After his time at sea, Michael returned to Britain with the idea of completing his further education there, but in the end returned to Canada to go to university in British Columbia.

There he became involved in acting, but after marrying and starting a family, began looking for more secure employment and became involved in social work.

However, with a long-term ambition to be a writer — he admits his admiration for seaman-turned-novelist Joseph Conrad may have influenced his decision to go to sea — the family relocated to the Algarve for a brief period before moving to Britain when he grew dissatisfied with what he was producing.

Following a return to social work in Angus, he made another attempt to pursue his writing career with a move to a long abandoned farmhouse on the edge of moorland, a 14-year stay that saw the birth of five more children to join his Canadian born daughter.

"Because we were living in a farmhouse with no running water and I had to work on the land, I actually had less time for writing than I would have had with a normal job," he added.
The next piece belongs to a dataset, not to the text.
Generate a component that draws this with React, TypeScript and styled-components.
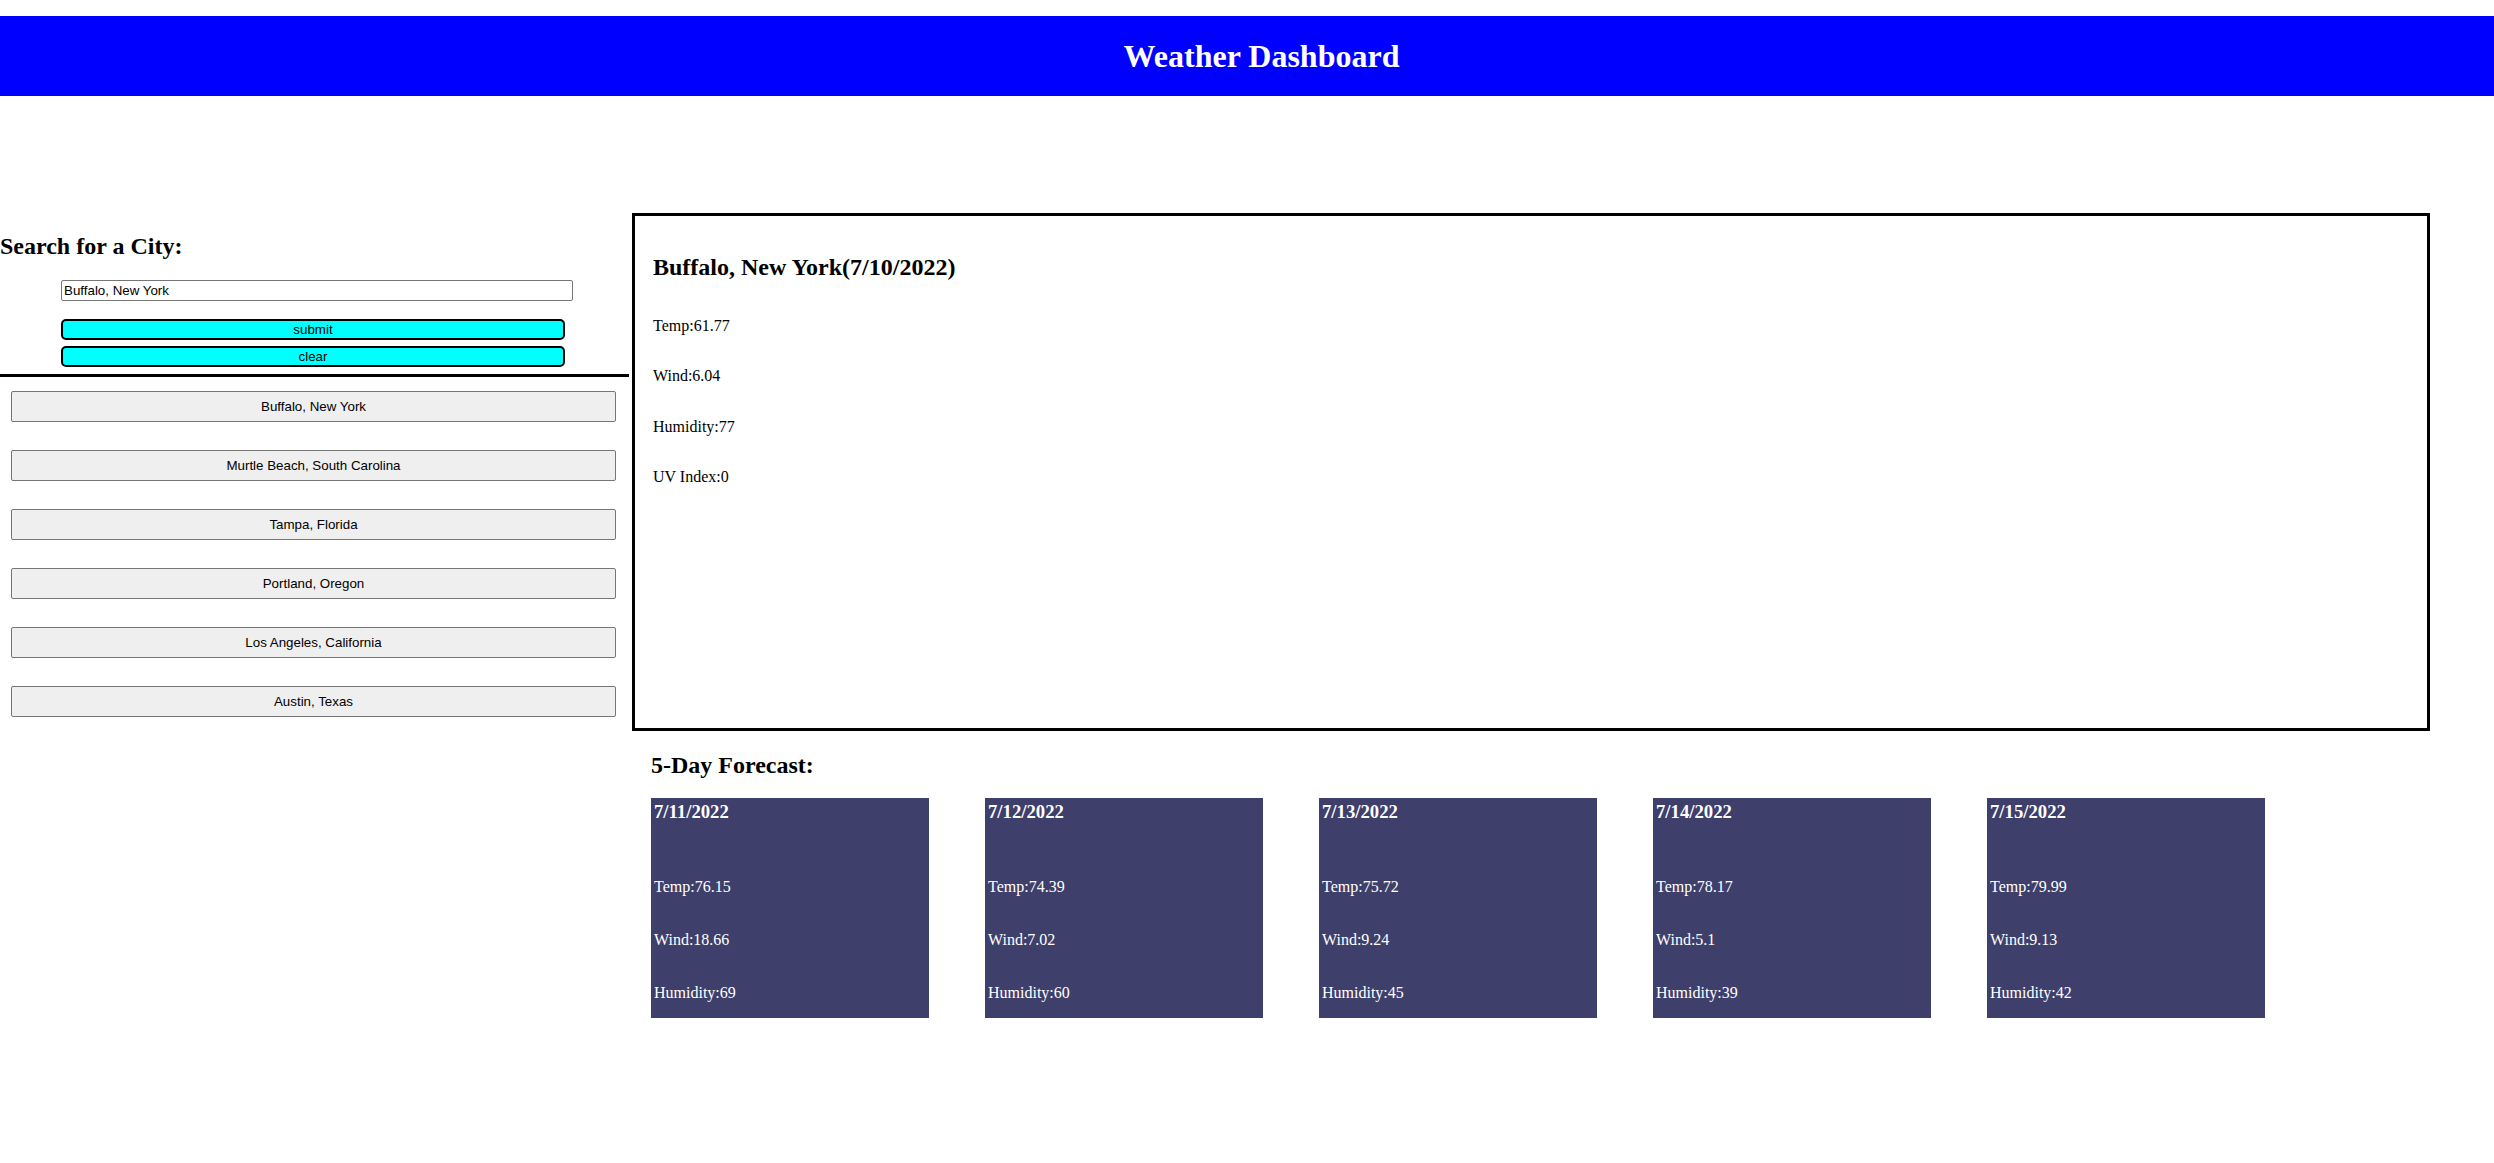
import React from "react";
import styled, { createGlobalStyle } from "styled-components";

const GlobalStyle = createGlobalStyle`
  html, body {
    margin: 0;
    padding: 0;
    background: #ffffff;
  }
  body {
    font-family: "Liberation Serif", "Times New Roman", serif;
    font-size: 16px;
    color: #000000;
  }
`;

const Header = styled.header`
  margin-top: 16px;
  height: 80px;
  background: #0000ff;
  display: flex;
  align-items: center;
  justify-content: center;
  padding-left: 29px;
`;

const Title = styled.h1`
  margin: 0;
  font-size: 32px;
  font-weight: bold;
  color: #ffffff;
`;

const Layout = styled.div`
  display: flex;
  align-items: flex-start;
  gap: 3px;
  margin-top: 117px;
`;

const Sidebar = styled.aside`
  width: 629px;
  flex: none;
  padding-top: 20px;
`;

const SearchForm = styled.form`
  display: flex;
  flex-direction: column;
  align-items: flex-start;
  border-bottom: 3px solid #000000;
  padding-bottom: 7px;
`;

const SectionTitle = styled.h2`
  margin: 0;
  font-size: 24px;
  font-weight: bold;
`;

const CityInput = styled.input`
  box-sizing: border-box;
  margin: 20px 0 0 61px;
  width: 512px;
  height: 21px;
  padding: 1px 2px;
  border: 1px solid #767676;
  border-radius: 2px;
  font-family: "Liberation Sans", Arial, sans-serif;
  font-size: 13.33px;
  color: #000000;
  background: #ffffff;
`;

const ActionButton = styled.button<{ $top: number }>`
  box-sizing: border-box;
  margin: ${(p) => p.$top}px 0 0 61px;
  width: 504px;
  height: 21px;
  padding: 0;
  background: #00ffff;
  border: 2px solid #000000;
  border-radius: 5px;
  font-family: "Liberation Sans", Arial, sans-serif;
  font-size: 13.33px;
  color: #000000;
  line-height: 1;
`;

const CityList = styled.div`
  display: flex;
  flex-direction: column;
  gap: 28px;
  padding: 14px 0 0 11px;
`;

const CityButton = styled.button`
  box-sizing: border-box;
  width: 605px;
  height: 31px;
  padding: 0;
  background: #efefef;
  border: 1px solid #767676;
  border-radius: 2px;
  font-family: "Liberation Sans", Arial, sans-serif;
  font-size: 13.33px;
  color: #000000;
`;

const MainColumn = styled.main`
  width: 1798px;
  flex: none;
`;

const CurrentCard = styled.section`
  box-sizing: border-box;
  height: 518px;
  border: 3px solid #000000;
  padding: 38px 18px;
`;

const CardTitle = styled.h2`
  margin: 0 0 36px;
  font-size: 24px;
  font-weight: bold;
`;

const StatList = styled.div<{ $gap: number }>`
  display: flex;
  flex-direction: column;
  gap: ${(p) => p.$gap}px;
`;

const Stat = styled.p`
  margin: 0;
  font-size: 16px;
`;

const ForecastSection = styled.section`
  margin-top: 21px;
  padding-left: 19px;
`;

const ForecastRow = styled.div`
  display: flex;
  gap: 56px;
  margin-top: 19px;
`;

const ForecastCard = styled.div`
  box-sizing: border-box;
  width: 278px;
  height: 220px;
  padding: 3px 3px 2px;
  background: #3e3f6b;
  color: #ffffff;
`;

const ForecastDate = styled.h3`
  margin: 0 0 55px;
  font-size: 18.72px;
  font-weight: bold;
`;

const cities = [
  "Buffalo, New York",
  "Murtle Beach, South Carolina",
  "Tampa, Florida",
  "Portland, Oregon",
  "Los Angeles, California",
  "Austin, Texas",
];

const forecast = [
  { date: "7/11/2022", temp: "76.15", wind: "18.66", humidity: "69" },
  { date: "7/12/2022", temp: "74.39", wind: "7.02", humidity: "60" },
  { date: "7/13/2022", temp: "75.72", wind: "9.24", humidity: "45" },
  { date: "7/14/2022", temp: "78.17", wind: "5.1", humidity: "39" },
  { date: "7/15/2022", temp: "79.99", wind: "9.13", humidity: "42" },
];

export default function App() {
  return (
    <>
      <GlobalStyle />
      <Header>
        <Title>Weather Dashboard</Title>
      </Header>
      <Layout>
        <Sidebar>
          <SearchForm onSubmit={(e) => e.preventDefault()}>
            <SectionTitle>Search for a City:</SectionTitle>
            <CityInput type="text" defaultValue="Buffalo, New York" />
            <ActionButton type="submit" $top={18}>submit</ActionButton>
            <ActionButton type="button" $top={6}>clear</ActionButton>
          </SearchForm>
          <CityList>
            {cities.map((c) => (
              <CityButton key={c} type="button">
                {c}
              </CityButton>
            ))}
          </CityList>
        </Sidebar>
        <MainColumn>
          <CurrentCard>
            <CardTitle>Buffalo, New York(7/10/2022)</CardTitle>
            <StatList $gap={32.4}>
              <Stat>Temp:61.77</Stat>
              <Stat>Wind:6.04</Stat>
              <Stat>Humidity:77</Stat>
              <Stat>UV Index:0</Stat>
            </StatList>
          </CurrentCard>
          <ForecastSection>
            <SectionTitle>5-Day Forecast:</SectionTitle>
            <ForecastRow>
              {forecast.map((d) => (
                <ForecastCard key={d.date}>
                  <ForecastDate>{d.date}</ForecastDate>
                  <StatList $gap={35.2}>
                    <Stat>Temp:{d.temp}</Stat>
                    <Stat>Wind:{d.wind}</Stat>
                    <Stat>Humidity:{d.humidity}</Stat>
                  </StatList>
                </ForecastCard>
              ))}
            </ForecastRow>
          </ForecastSection>
        </MainColumn>
      </Layout>
    </>
  );
}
"I realised that we couldn’t carry on like this. The children were wanting things and we were living hand to mouth."

However, a book of short stories written at that time were later published in Canada. There has also been interest in producing some of Michael’s work for radio.

Michael updated his Canadian qualifications with a degree at Aberdeen University and until his retirement was a social worker with Highland Council.

Which leaves him with more time to write. "I wouldn’t want to think that all my writing is going to be based on my time at sea," he cautioned.

"The True Adventures of a Cabin-Boy" by M. J. Guttridge, is published by Grosvenor House Publishing and available at Waterstone’s bookshop, Inverness, and via Amazon.